== Given instruction ==
Everything in the listing except the pictures should be written out exactly.

====================

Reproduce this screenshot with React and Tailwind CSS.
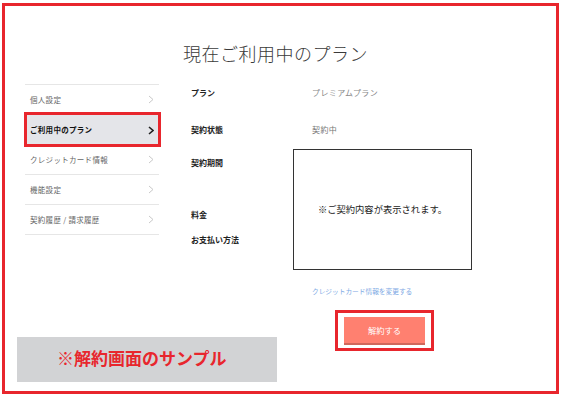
const menu = [
  { label: "個人設定" },
  { label: "ご利用中のプラン", active: true },
  { label: "クレジットカード情報" },
  { label: "機能設定" },
  { label: "契約履歴 / 請求履歴" },
];

function Chevron({ active }) {
  return (
    <svg width="6" height="9" viewBox="0 0 6 9" className="shrink-0">
      <polyline
        points="1,1 5,4.5 1,8"
        fill="none"
        stroke={active ? "#222" : "#c9c9c9"}
        strokeWidth={active ? 1.6 : 1}
      />
    </svg>
  );
}

export default function App() {
  return (
    <div
      className="w-[562px] h-[396px] bg-white pl-[2px] pr-[3px] pt-[3px] pb-[2px] overflow-hidden"
      style={{ fontFamily: '"Noto Sans CJK JP", "Noto Sans", sans-serif' }}
    >
      <div className="h-[391px] border-[3px] border-[#e8262d] flex flex-col">
        {/* title */}
        <h1 className="ml-[178px] mt-[35px] text-[18px] leading-[24px] font-light text-[#3a3a3a] tracking-[0.5px]">
          現在ご利用中のプラン
        </h1>

        <div className="flex mt-[19px] pl-[20px]">
          {/* sidebar */}
          <div className="w-[134px] flex flex-col">
            <div className="border-t border-[#e6e6e6]">
              {menu.map((m) => (
                <div
                  key={m.label}
                  className={
                    m.active
                      ? "relative h-[30px] flex items-center justify-between pl-[5px] pr-[5px] bg-[#e4e5e9] text-[#111] font-bold"
                      : "h-[30px] flex items-center justify-between pl-[5px] pr-[5px] border-b border-[#e6e6e6] text-[#666]"
                  }
                >
                  <span className="text-[7.5px] tracking-[0.3px]">{m.label}</span>
                  <Chevron active={m.active} />
                  {m.active && (
                    <div className="absolute -left-[1px] -right-[2px] -top-[3px] -bottom-[2px] border-[3px] border-[#e8262d]" />
                  )}
                </div>
              ))}
            </div>
            <div className="-ml-[8px] mt-[102px] w-[260px] h-[45px] bg-[#d2d3d5] flex items-center pl-[40px] pb-[4px]">
              <span className="text-[17px] font-bold text-[#e8262d] whitespace-nowrap">
                ※解約画面のサンプル
              </span>
            </div>
          </div>

          {/* content */}
          <div className="ml-[32px] flex">
            <div className="w-[102px] flex flex-col text-[8px] font-bold text-[#222]">
              <div className="mt-[3px] h-[12px] leading-[12px]">プラン</div>
              <div className="mt-[25px] h-[12px] leading-[12px]">契約状態</div>
              <div className="mt-[21px] h-[12px] leading-[12px]">契約期間</div>
              <div className="mt-[40px] h-[12px] leading-[12px]">料金</div>
              <div className="mt-[13px] h-[12px] leading-[12px]">お支払い方法</div>
            </div>

            <div className="flex flex-col">
              <div className="mt-[3px] h-[12px] leading-[12px] pl-[19px] text-[8px] text-[#888] tracking-[0.4px]">
                プレミアムプラン
              </div>
              <div className="mt-[25px] h-[12px] leading-[12px] pl-[19px] text-[8px] text-[#777] tracking-[0.4px]">
                契約中
              </div>
              <div className="mt-[13px] w-[179px] h-[121px] border-[1.5px] border-[#333] flex items-center justify-center">
                <span className="text-[9.3px] text-[#222]">※ご契約内容が表示されます。</span>
              </div>
              <div className="mt-[16px] pl-[19px] text-[6.7px] leading-[10px] text-[#7ea9e4]">
                クレジットカード情報を変更する
              </div>
              <div className="mt-[14px] ml-[42px] w-[99px] border-[3px] border-[#e8262d] px-[6px] pt-[4px] pb-[5px]">
                <div className="w-[81px] h-[26px] bg-[#ff8070] shadow-[0_2px_0_#d0675b] flex items-center justify-center text-[8.3px] text-white">
                  解約する
                </div>
              </div>
            </div>
          </div>
        </div>
      </div>
    </div>
  );
}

====================

== Final answer ==
Reproduce this screenshot with React and Tailwind CSS.
const menu = [
  { label: "個人設定" },
  { label: "ご利用中のプラン", active: true },
  { label: "クレジットカード情報" },
  { label: "機能設定" },
  { label: "契約履歴 / 請求履歴" },
];

function Chevron({ active }) {
  return (
    <svg width="6" height="9" viewBox="0 0 6 9" className="shrink-0">
      <polyline
        points="1,1 5,4.5 1,8"
        fill="none"
        stroke={active ? "#222" : "#c9c9c9"}
        strokeWidth={active ? 1.6 : 1}
      />
    </svg>
  );
}

export default function App() {
  return (
    <div
      className="w-[562px] h-[396px] bg-white pl-[2px] pr-[3px] pt-[3px] pb-[2px] overflow-hidden"
      style={{ fontFamily: '"Noto Sans CJK JP", "Noto Sans", sans-serif' }}
    >
      <div className="h-[391px] border-[3px] border-[#e8262d] flex flex-col">
        {/* title */}
        <h1 className="ml-[178px] mt-[35px] text-[18px] leading-[24px] font-light text-[#3a3a3a] tracking-[0.5px]">
          現在ご利用中のプラン
        </h1>

        <div className="flex mt-[19px] pl-[20px]">
          {/* sidebar */}
          <div className="w-[134px] flex flex-col">
            <div className="border-t border-[#e6e6e6]">
              {menu.map((m) => (
                <div
                  key={m.label}
                  className={
                    m.active
                      ? "relative h-[30px] flex items-center justify-between pl-[5px] pr-[5px] bg-[#e4e5e9] text-[#111] font-bold"
                      : "h-[30px] flex items-center justify-between pl-[5px] pr-[5px] border-b border-[#e6e6e6] text-[#666]"
                  }
                >
                  <span className="text-[7.5px] tracking-[0.3px]">{m.label}</span>
                  <Chevron active={m.active} />
                  {m.active && (
                    <div className="absolute -left-[1px] -right-[2px] -top-[3px] -bottom-[2px] border-[3px] border-[#e8262d]" />
                  )}
                </div>
              ))}
            </div>
            <div className="-ml-[8px] mt-[102px] w-[260px] h-[45px] bg-[#d2d3d5] flex items-center pl-[40px] pb-[4px]">
              <span className="text-[17px] font-bold text-[#e8262d] whitespace-nowrap">
                ※解約画面のサンプル
              </span>
            </div>
          </div>

          {/* content */}
          <div className="ml-[32px] flex">
            <div className="w-[102px] flex flex-col text-[8px] font-bold text-[#222]">
              <div className="mt-[3px] h-[12px] leading-[12px]">プラン</div>
              <div className="mt-[25px] h-[12px] leading-[12px]">契約状態</div>
              <div className="mt-[21px] h-[12px] leading-[12px]">契約期間</div>
              <div className="mt-[40px] h-[12px] leading-[12px]">料金</div>
              <div className="mt-[13px] h-[12px] leading-[12px]">お支払い方法</div>
            </div>

            <div className="flex flex-col">
              <div className="mt-[3px] h-[12px] leading-[12px] pl-[19px] text-[8px] text-[#888] tracking-[0.4px]">
                プレミアムプラン
              </div>
              <div className="mt-[25px] h-[12px] leading-[12px] pl-[19px] text-[8px] text-[#777] tracking-[0.4px]">
                契約中
              </div>
              <div className="mt-[13px] w-[179px] h-[121px] border-[1.5px] border-[#333] flex items-center justify-center">
                <span className="text-[9.3px] text-[#222]">※ご契約内容が表示されます。</span>
              </div>
              <div className="mt-[16px] pl-[19px] text-[6.7px] leading-[10px] text-[#7ea9e4]">
                クレジットカード情報を変更する
              </div>
              <div className="mt-[14px] ml-[42px] w-[99px] border-[3px] border-[#e8262d] px-[6px] pt-[4px] pb-[5px]">
                <div className="w-[81px] h-[26px] bg-[#ff8070] shadow-[0_2px_0_#d0675b] flex items-center justify-center text-[8.3px] text-white">
                  解約する
                </div>
              </div>
            </div>
          </div>
        </div>
      </div>
    </div>
  );
}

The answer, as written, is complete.